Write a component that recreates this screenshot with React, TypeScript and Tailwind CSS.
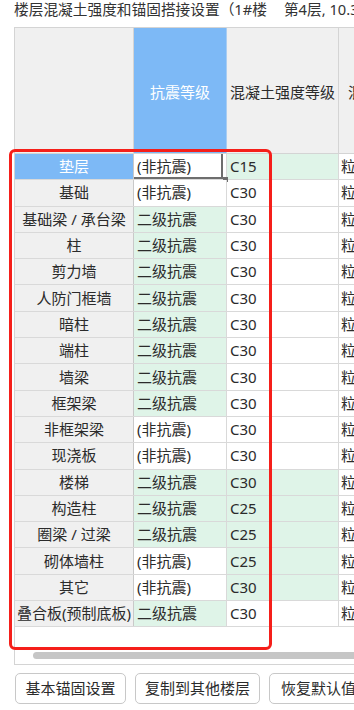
import React from "react";

type Row = { label: string; k: string; kg: boolean; c: string; cg: boolean; sel?: boolean };

const NF = "(非抗震)";
const EJ = "二级抗震";

const rows: Row[] = [
  { label: "垫层", k: NF, kg: false, c: "C15", cg: true, sel: true },
  { label: "基础", k: NF, kg: false, c: "C30", cg: false },
  { label: "基础梁 / 承台梁", k: EJ, kg: true, c: "C30", cg: false },
  { label: "柱", k: EJ, kg: true, c: "C30", cg: false },
  { label: "剪力墙", k: EJ, kg: true, c: "C30", cg: false },
  { label: "人防门框墙", k: EJ, kg: true, c: "C30", cg: false },
  { label: "暗柱", k: EJ, kg: true, c: "C30", cg: false },
  { label: "端柱", k: EJ, kg: true, c: "C30", cg: false },
  { label: "墙梁", k: EJ, kg: true, c: "C30", cg: false },
  { label: "框架梁", k: EJ, kg: true, c: "C30", cg: false },
  { label: "非框架梁", k: NF, kg: false, c: "C30", cg: false },
  { label: "现浇板", k: NF, kg: false, c: "C30", cg: false },
  { label: "楼梯", k: EJ, kg: true, c: "C30", cg: true },
  { label: "构造柱", k: EJ, kg: true, c: "C25", cg: true },
  { label: "圈梁 / 过梁", k: EJ, kg: true, c: "C25", cg: true },
  { label: "砌体墙柱", k: NF, kg: false, c: "C25", cg: true },
  { label: "其它", k: NF, kg: false, c: "C30", cg: true },
  { label: "叠合板(预制底板)", k: EJ, kg: true, c: "C30", cg: false },
];

export default function App() {
  return (
    <div
      className="relative w-[354px] h-[710px] overflow-hidden bg-white text-[#2b2b2b]"
      style={{ fontFamily: '"Noto Sans", "Noto Sans CJK SC", sans-serif' }}
    >
      <div className="h-[27px] pl-[14px] text-[14.7px] leading-[19px] whitespace-nowrap text-[#333333]">
        楼层混凝土强度和锚固搭接设置（1#楼<span className="inline-block w-[17px]" />第4层, 10.35m）
      </div>

      <div className="ml-[14px] w-[500px] h-[638px] border border-[#d4d4d4] flex flex-col">
        {/* header */}
        <div className="flex h-[126px] shrink-0 border-b border-[#d4d4d4] text-[15px]">
          <div className="w-[119px] shrink-0 bg-[#f0f0f0] border-r border-[#d4d4d4]" />
          <div className="w-[93px] shrink-0 bg-[#7db9f6] border-r border-[#a9cdf2] flex items-center justify-center text-white pt-[4px]">
            抗震等级
          </div>
          <div className="w-[112px] shrink-0 bg-[#f0f0f0] border-r border-[#d4d4d4] flex items-center justify-center pt-[4px] whitespace-nowrap">
            混凝土强度等级
          </div>
          <div className="w-[160px] shrink-0 bg-[#f0f0f0] flex items-center pl-[9px] pt-[4px] whitespace-nowrap">
            混凝土保护层
          </div>
        </div>

        {rows.map((r, i) => (
          <div key={i} className="flex h-[26.3px] shrink-0 border-b border-[#d9d9d9] text-[15px] leading-[25px]">
            <div
              className={
                r.sel
                  ? "w-[119px] shrink-0 bg-[#7db9f6] text-white border-r border-[#c9c9c9] flex items-center justify-center whitespace-nowrap"
                  : "w-[119px] shrink-0 bg-[#f0f0f0] border-r border-[#c9c9c9] flex items-center justify-center whitespace-nowrap"
              }
            >
              {r.label}
            </div>
            <div
              className={
                (r.kg ? "bg-[#dff4e8] " : "bg-white ") +
                "relative w-[93px] shrink-0 border-r border-[#d9d9d9] flex items-center pl-[3px] whitespace-nowrap"
              }
            >
              {r.k}
              {r.sel && (
                <>
                  <div className="absolute left-0 right-[3px] bottom-0 h-[2px] bg-[#6e6e6e]" />
                  <div className="absolute top-0 bottom-0 right-[3px] w-[2px] bg-[#6e6e6e]" />
                  <div className="absolute right-[-2px] bottom-[-3px] w-[5px] h-[5px] bg-[#6e6e6e]" />
                </>
              )}
            </div>
            <div
              className={
                (r.cg ? "bg-[#dff4e8] " : "bg-white ") +
                "w-[112px] shrink-0 border-r border-[#d9d9d9] flex items-center pl-[3px]"
              }
            >
              {r.c}
            </div>
            <div className="w-[160px] shrink-0 bg-white flex items-center pl-[2px] whitespace-nowrap">粒径</div>
          </div>
        ))}

        <div className="flex-1 flex flex-col justify-end pb-[5px]">
          <div className="ml-[18px] h-[7px] w-[460px] rounded-full bg-[#c6c6c6]" />
        </div>
      </div>

      <div className="mt-[8px] ml-[15px] flex gap-[9px] text-[15px] whitespace-nowrap">
        <div className="h-[31px] w-[111px] shrink-0 rounded-[5px] border border-[#c8c8c8] bg-white flex items-center justify-center">
          基本锚固设置
        </div>
        <div className="h-[31px] w-[125px] shrink-0 rounded-[5px] border border-[#c8c8c8] bg-white flex items-center justify-center">
          复制到其他楼层
        </div>
        <div className="h-[31px] w-[120px] shrink-0 rounded-[5px] border border-[#c8c8c8] bg-white flex items-center pl-[11px]">
          恢复默认值
        </div>
      </div>

      {/* red annotation box */}
      <div className="absolute left-[9px] top-[149px] w-[263px] h-[501px] border-[3px] border-[#f51f1a] rounded-[6px] pointer-events-none" />
    </div>
  );
}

:::::

Repeat the data exactly, excluding the pictures.

:: Completed task ::
Write a component that recreates this screenshot with React, TypeScript and Tailwind CSS.
import React from "react";

type Row = { label: string; k: string; kg: boolean; c: string; cg: boolean; sel?: boolean };

const NF = "(非抗震)";
const EJ = "二级抗震";

const rows: Row[] = [
  { label: "垫层", k: NF, kg: false, c: "C15", cg: true, sel: true },
  { label: "基础", k: NF, kg: false, c: "C30", cg: false },
  { label: "基础梁 / 承台梁", k: EJ, kg: true, c: "C30", cg: false },
  { label: "柱", k: EJ, kg: true, c: "C30", cg: false },
  { label: "剪力墙", k: EJ, kg: true, c: "C30", cg: false },
  { label: "人防门框墙", k: EJ, kg: true, c: "C30", cg: false },
  { label: "暗柱", k: EJ, kg: true, c: "C30", cg: false },
  { label: "端柱", k: EJ, kg: true, c: "C30", cg: false },
  { label: "墙梁", k: EJ, kg: true, c: "C30", cg: false },
  { label: "框架梁", k: EJ, kg: true, c: "C30", cg: false },
  { label: "非框架梁", k: NF, kg: false, c: "C30", cg: false },
  { label: "现浇板", k: NF, kg: false, c: "C30", cg: false },
  { label: "楼梯", k: EJ, kg: true, c: "C30", cg: true },
  { label: "构造柱", k: EJ, kg: true, c: "C25", cg: true },
  { label: "圈梁 / 过梁", k: EJ, kg: true, c: "C25", cg: true },
  { label: "砌体墙柱", k: NF, kg: false, c: "C25", cg: true },
  { label: "其它", k: NF, kg: false, c: "C30", cg: true },
  { label: "叠合板(预制底板)", k: EJ, kg: true, c: "C30", cg: false },
];

export default function App() {
  return (
    <div
      className="relative w-[354px] h-[710px] overflow-hidden bg-white text-[#2b2b2b]"
      style={{ fontFamily: '"Noto Sans", "Noto Sans CJK SC", sans-serif' }}
    >
      <div className="h-[27px] pl-[14px] text-[14.7px] leading-[19px] whitespace-nowrap text-[#333333]">
        楼层混凝土强度和锚固搭接设置（1#楼<span className="inline-block w-[17px]" />第4层, 10.35m）
      </div>

      <div className="ml-[14px] w-[500px] h-[638px] border border-[#d4d4d4] flex flex-col">
        {/* header */}
        <div className="flex h-[126px] shrink-0 border-b border-[#d4d4d4] text-[15px]">
          <div className="w-[119px] shrink-0 bg-[#f0f0f0] border-r border-[#d4d4d4]" />
          <div className="w-[93px] shrink-0 bg-[#7db9f6] border-r border-[#a9cdf2] flex items-center justify-center text-white pt-[4px]">
            抗震等级
          </div>
          <div className="w-[112px] shrink-0 bg-[#f0f0f0] border-r border-[#d4d4d4] flex items-center justify-center pt-[4px] whitespace-nowrap">
            混凝土强度等级
          </div>
          <div className="w-[160px] shrink-0 bg-[#f0f0f0] flex items-center pl-[9px] pt-[4px] whitespace-nowrap">
            混凝土保护层
          </div>
        </div>

        {rows.map((r, i) => (
          <div key={i} className="flex h-[26.3px] shrink-0 border-b border-[#d9d9d9] text-[15px] leading-[25px]">
            <div
              className={
                r.sel
                  ? "w-[119px] shrink-0 bg-[#7db9f6] text-white border-r border-[#c9c9c9] flex items-center justify-center whitespace-nowrap"
                  : "w-[119px] shrink-0 bg-[#f0f0f0] border-r border-[#c9c9c9] flex items-center justify-center whitespace-nowrap"
              }
            >
              {r.label}
            </div>
            <div
              className={
                (r.kg ? "bg-[#dff4e8] " : "bg-white ") +
                "relative w-[93px] shrink-0 border-r border-[#d9d9d9] flex items-center pl-[3px] whitespace-nowrap"
              }
            >
              {r.k}
              {r.sel && (
                <>
                  <div className="absolute left-0 right-[3px] bottom-0 h-[2px] bg-[#6e6e6e]" />
                  <div className="absolute top-0 bottom-0 right-[3px] w-[2px] bg-[#6e6e6e]" />
                  <div className="absolute right-[-2px] bottom-[-3px] w-[5px] h-[5px] bg-[#6e6e6e]" />
                </>
              )}
            </div>
            <div
              className={
                (r.cg ? "bg-[#dff4e8] " : "bg-white ") +
                "w-[112px] shrink-0 border-r border-[#d9d9d9] flex items-center pl-[3px]"
              }
            >
              {r.c}
            </div>
            <div className="w-[160px] shrink-0 bg-white flex items-center pl-[2px] whitespace-nowrap">粒径</div>
          </div>
        ))}

        <div className="flex-1 flex flex-col justify-end pb-[5px]">
          <div className="ml-[18px] h-[7px] w-[460px] rounded-full bg-[#c6c6c6]" />
        </div>
      </div>

      <div className="mt-[8px] ml-[15px] flex gap-[9px] text-[15px] whitespace-nowrap">
        <div className="h-[31px] w-[111px] shrink-0 rounded-[5px] border border-[#c8c8c8] bg-white flex items-center justify-center">
          基本锚固设置
        </div>
        <div className="h-[31px] w-[125px] shrink-0 rounded-[5px] border border-[#c8c8c8] bg-white flex items-center justify-center">
          复制到其他楼层
        </div>
        <div className="h-[31px] w-[120px] shrink-0 rounded-[5px] border border-[#c8c8c8] bg-white flex items-center pl-[11px]">
          恢复默认值
        </div>
      </div>

      {/* red annotation box */}
      <div className="absolute left-[9px] top-[149px] w-[263px] h-[501px] border-[3px] border-[#f51f1a] rounded-[6px] pointer-events-none" />
    </div>
  );
}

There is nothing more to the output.